Maybe I'm just old. How many times have I had that look on my face that I remember seeing so many times when I was growing up, sententiously trying to explain something to my elders who for reasons I couldn't quite explain looked so clueless when now I realize they were simply holding their tongues? Why is it so painful for me to be told how to drive in my own neighborhood or when such-and-such an annual event is supposed to start? Why does it drive me so crazy to have the new kid telling me things about people I have known now (if they're fencers) for well over six years (the limit of my childhood knowledge of any one group of friends); if they're colleagues, some of them for well over fifteen? Why do I care so much about my status as the One Who Has Been Here Longer Than You Have? Why can't I just smile that smile and let the puppies (alias, newcomers) get on with being young?

I'm a bitch, I know it. If the puppies are misbehaving, it is largely my fault.
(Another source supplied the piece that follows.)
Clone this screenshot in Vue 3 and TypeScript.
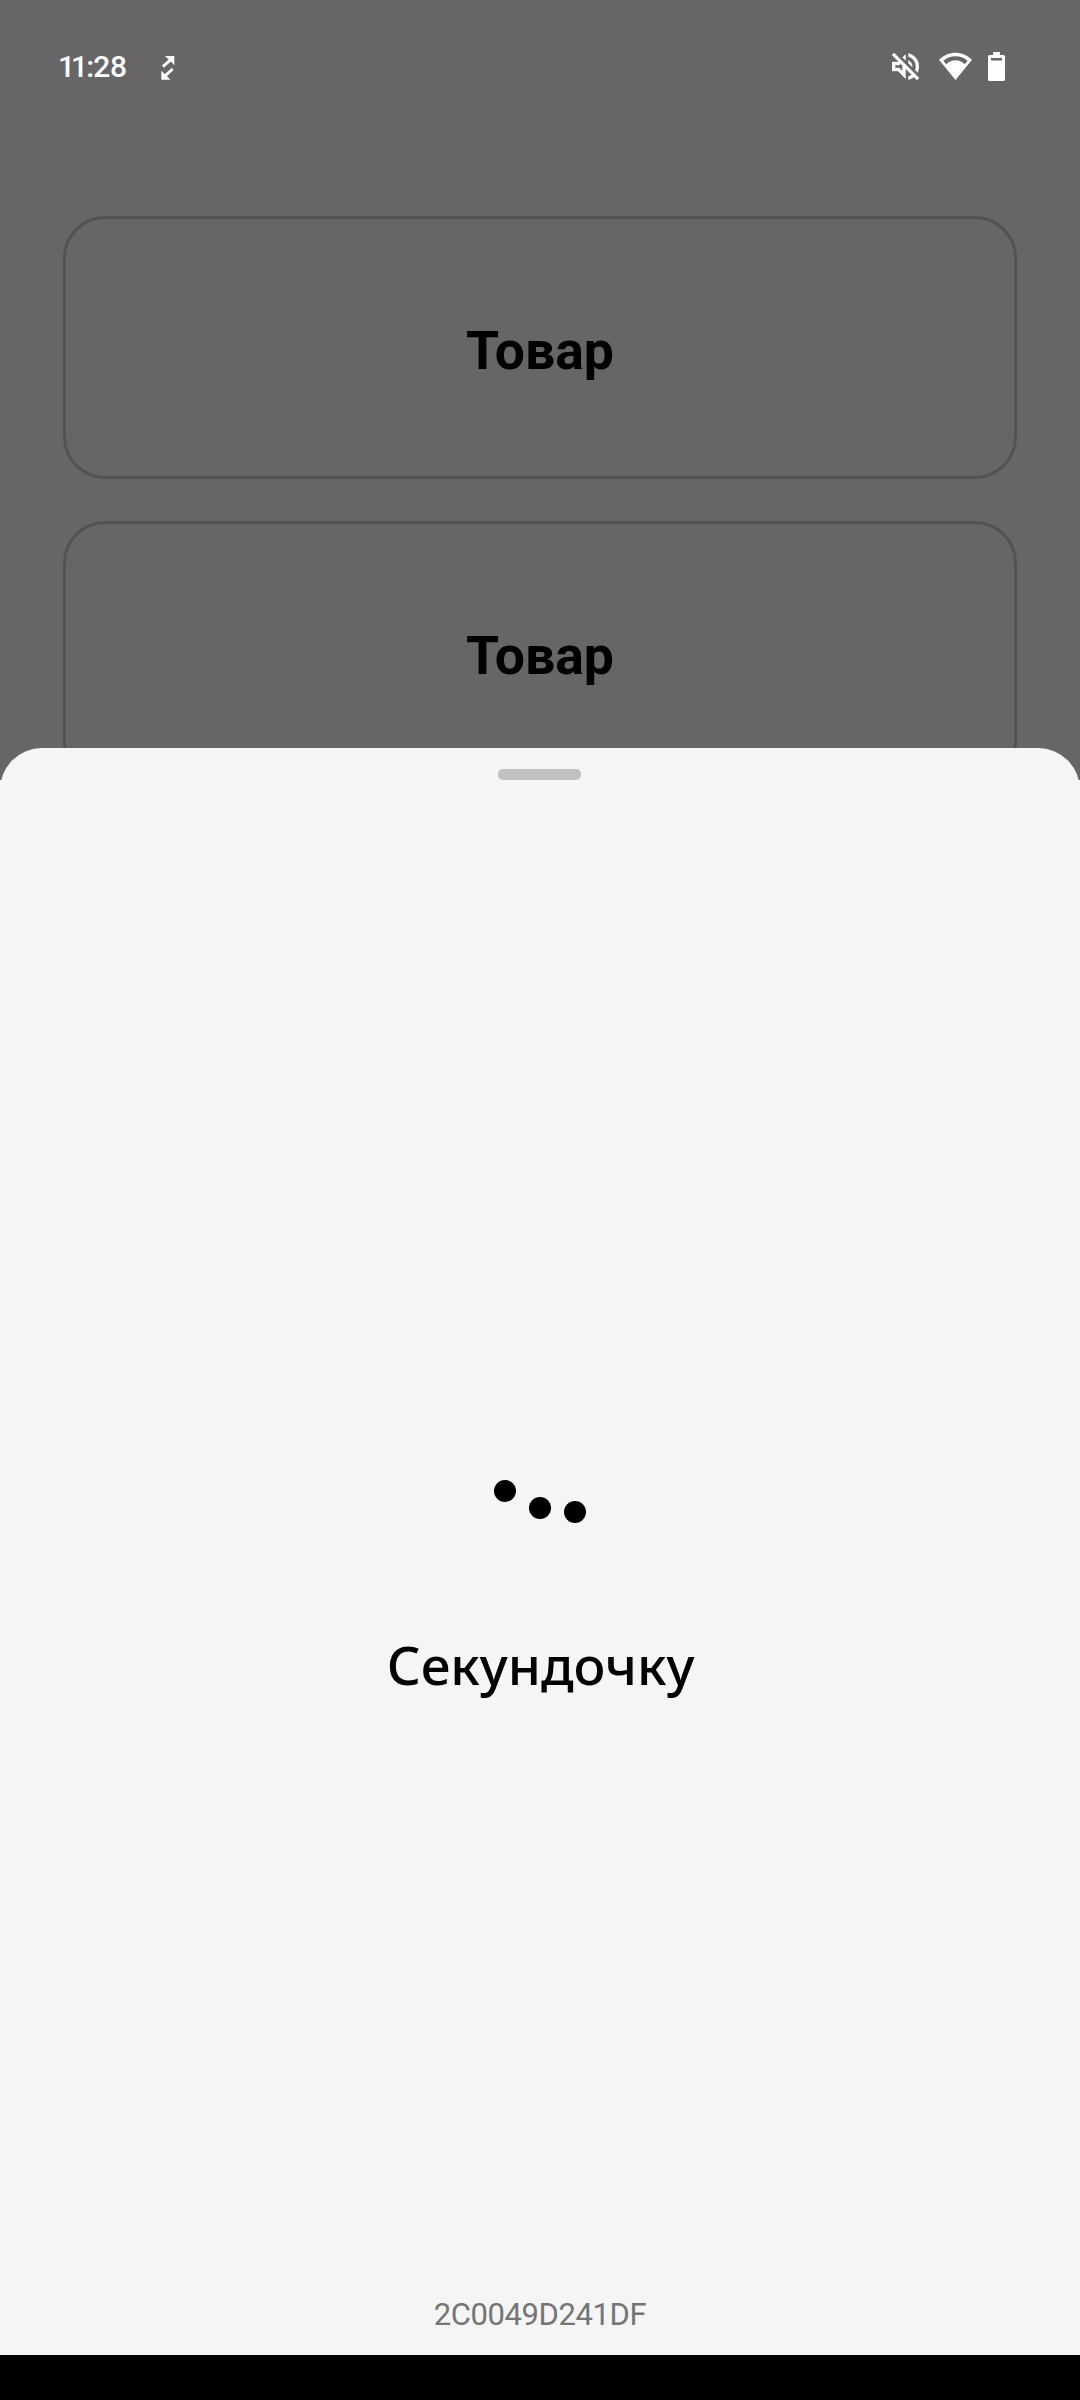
<script setup lang="ts">
const products: string[] = ['Товар', 'Товар']
const offsets: number[] = [0, 16.5, 21]
const deviceId = '2C0049D241DF'
</script>

<template>
  <div class="screen">
    <header class="status">
      <div class="left">
        <span class="time"><span class="tight">1</span><span class="one">1</span><span class="colon">:</span>28</span>
        <svg class="transfer" width="14" height="24" viewBox="0 0 14 24" fill="#fff">
          <path d="M4 0H13.300V9z" />
          <path d="M.3 14.800V23.700H9.500z" />
          <path d="M1.900 10.600L10 3.400M11.700 13L3.700 20.200" stroke="#fff" stroke-width="2.900" />
        </svg>
      </div>
      <div class="right">
        <svg class="mute" width="27" height="27" viewBox="2.93 2.93 18.14 18.14" fill="#fff" stroke="#fff" stroke-width=".3">
          <path fill-rule="evenodd" d="M4.34 2.93L2.93 4.34 7.29 8.7 7 9H3v6h4l5 5v-6.59l4.18 4.18c-.65.49-1.38.88-2.18 1.11v2.06c1.34-.3 2.57-.92 3.61-1.75l2.05 2.05 1.41-1.41L4.34 2.93zM10 15.17L7.83 13H5v-2h2.83l.88-.88L10 11.41v3.76zM19 12c0 .82-.15 1.61-.41 2.34l1.53 1.53c.56-1.17.88-2.48.88-3.87 0-4.28-2.99-7.86-7-8.77v2.06c2.89.86 5 3.54 5 6.71zm-7-8l-1.88 1.88L12 7.76zm4.5 8c0-1.77-1.02-3.29-2.5-4.03v1.79l2.48 2.48c.01-.08.02-.16.02-.24z" />
        </svg>
        <svg class="wifi" width="33" height="28" viewBox="0 0 33 28" fill="#fff">
          <path fill-rule="evenodd" d="M0 7.8C9.5-1.7 23.5-1.7 33 7.8L16.5 28zM4.4 8.7L7.2 12.2C12.5 7 20.5 7 25.8 12.2L28.6 8.7C21.5 2.8 11.5 2.8 4.4 8.7z" />
        </svg>
        <svg class="battery" width="17" height="29" viewBox="0 0 17 29" fill="#fff">
          <path fill-rule="evenodd" d="M5 0h7v3h3.4q1.6 0 1.6 1.6v22.8q0 1.6-1.6 1.6H1.6Q0 29 0 27.400V4.600Q0 3 1.600 3H5zM3 6v2.500h11V6z" />
        </svg>
      </div>
    </header>

    <main class="products">
      <div v-for="(name, i) in products" :key="i" class="card">{{ name }}</div>
    </main>

    <section class="sheet">
      <div class="handle"></div>
      <div class="dots">
        <span v-for="(y, i) in offsets" :key="i" class="dot" :style="{ marginTop: y + 'px' }"></span>
      </div>
      <p class="wait">Секундочку</p>
      <p class="device">{{ deviceId }}</p>
    </section>
    <footer class="nav"></footer>
  </div>
</template>

<style>
body {
  margin: 0;
}
</style>

<style scoped>
.screen {
  width: 1080px;
  height: 2400px;
  overflow: hidden;
  display: flex;
  flex-direction: column;
  background: linear-gradient(#676568 780px, #f5f5f5 780px);
  font-family: Roboto, sans-serif;
}
.status {
  flex: none;
  height: 216px;
  box-sizing: border-box;
  padding: 52px 75px 0 58px;
  display: flex;
  justify-content: space-between;
  align-items: flex-start;
}
.left,
.right {
  display: flex;
  align-items: flex-start;
  height: 30px;
}
.time {
  width: 103px;
  font-size: 30px;
  line-height: 30px;
  font-weight: 500;
  color: #fff;
  letter-spacing: -0.3px;
}
.tight {
  letter-spacing: -4px;
}
.one {
  letter-spacing: -2px;
}
.colon {
  letter-spacing: -0.8px;
}
.transfer {
  margin-top: 3.500px;
}
.mute {
  margin: 1px 20px 0 0;
}
.wifi {
  margin-right: 16px;
}
.products {
  flex: none;
  height: 532px;
  overflow: hidden;
  display: flex;
  flex-direction: column;
  gap: 42px;
  padding: 0 63px;
}
.card {
  flex: none;
  height: 263px;
  box-sizing: border-box;
  border: 3px solid #535154;
  border-radius: 42px;
  display: flex;
  align-items: center;
  justify-content: center;
  padding-top: 6px;
  font-size: 53.500px;
  font-weight: 700;
  color: #000;
}
.sheet {
  flex: none;
  height: 1607px;
  box-sizing: border-box;
  padding-top: 21px;
  border-radius: 42px 42px 0 0;
  background: #f5f5f5;
  display: flex;
  flex-direction: column;
  align-items: center;
}
.handle {
  width: 83px;
  height: 11px;
  margin-right: 1px;
  border-radius: 5px;
  background: #c1c1c1;
}
.dots {
  height: 44px;
  margin-top: 700px;
  display: flex;
  align-items: flex-start;
  gap: 13px;
}
.dot {
  width: 22px;
  height: 22px;
  border-radius: 50%;
  background: #000;
}
.wait {
  margin: 105px 0 0 1px;
  font-family: 'Noto Sans', sans-serif;
  font-size: 53px;
  line-height: 72px;
  font-weight: 500;
  color: #000;
}
.device {
  margin: auto 0 21px;
  font-size: 31px;
  line-height: 38px;
  letter-spacing: -0.4px;
  color: #757575;
}
.nav {
  flex: none;
  height: 45px;
  background: #000;
}
</style>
I encouraged them, lowered my status in some way to make them think that it was okay to challenge me. It does help, I must admit, to complain about the puppies to even older dogs than I am. They know what it feels like to have their seniority challenged, maybe even by me in my younger and more foolish days. And yet, it's not as if they never bit me on the nose in order to put me back in my place. Oh, but I really don't want to be a bully. I always knew why the other kids hated me so much: I disrupted the social order simply by being me. I was new; I was (sad to say) smart. They more or less had to pick on me in order to reassure themselves that their status was still intact. But I put up with the bullying; I put up with being new for the better part of my life. I put up with having no memories to draw on of how so-and-so behaved back-when in order to help guide me about how to interact with them in the moment. I do not see why now I have to put up with being told, quite frankly, how to suck eggs, when I am the one who has the local knowledge, not them.

St. Benedict was wise in a number of ways, but quite possibly the wisest was in the provision he made in his Rule for determining the status of the monks in any given community. As Benedict put it (chapter 63):

"Let all keep their places in the monastery established by the time of their entrance, the merit of their lives and the decision of the Abbot. Yet the Abbot must not disturb the flock committed to him, nor by an arbitrary use of his power ordain anything unjustly; but let him always think of the account he will have to render to God for all his decisions and his deeds.

"Therefore in that order which he has established or which they already had, let the brethren approach to receive the kiss of peace and Communion, intone the Psalms and stand in choir. And in no place whatever should age decide the order or be prejudicial to it; for Samuel and Daniel as mere boys judged priests.

"Except for those already mentioned, therefore, whom the Abbot has promoted by a special decision or demoted for definite reasons, all the rest shall take their order according to the time of their entrance. Thus, for example, he who came to the monastery at the second hour of the day, whatever be his age or his dignity, must know that he is junior to one who came at the first hour of the day. Boys, however, are to be kept under discipline in all matters and by everyone" (my emphasis).

Alas for all those of us who do not have the discipline of the Rule to help smooth over the inevitable changes in status that occur when a stranger arrives in town! What I wish most at the moment, however, is that the stranger would get out of my head and let me go back to the way things were before.

Or maybe it's just time to move.

Comments

  1. Just for the record, I'm in favor of nose-biting. It is a useful form of social conditioning.

    ReplyDelete
  2. Indeed. I've had my nose bitten more than once. In retrospect, the biter was definitely doing me a favor!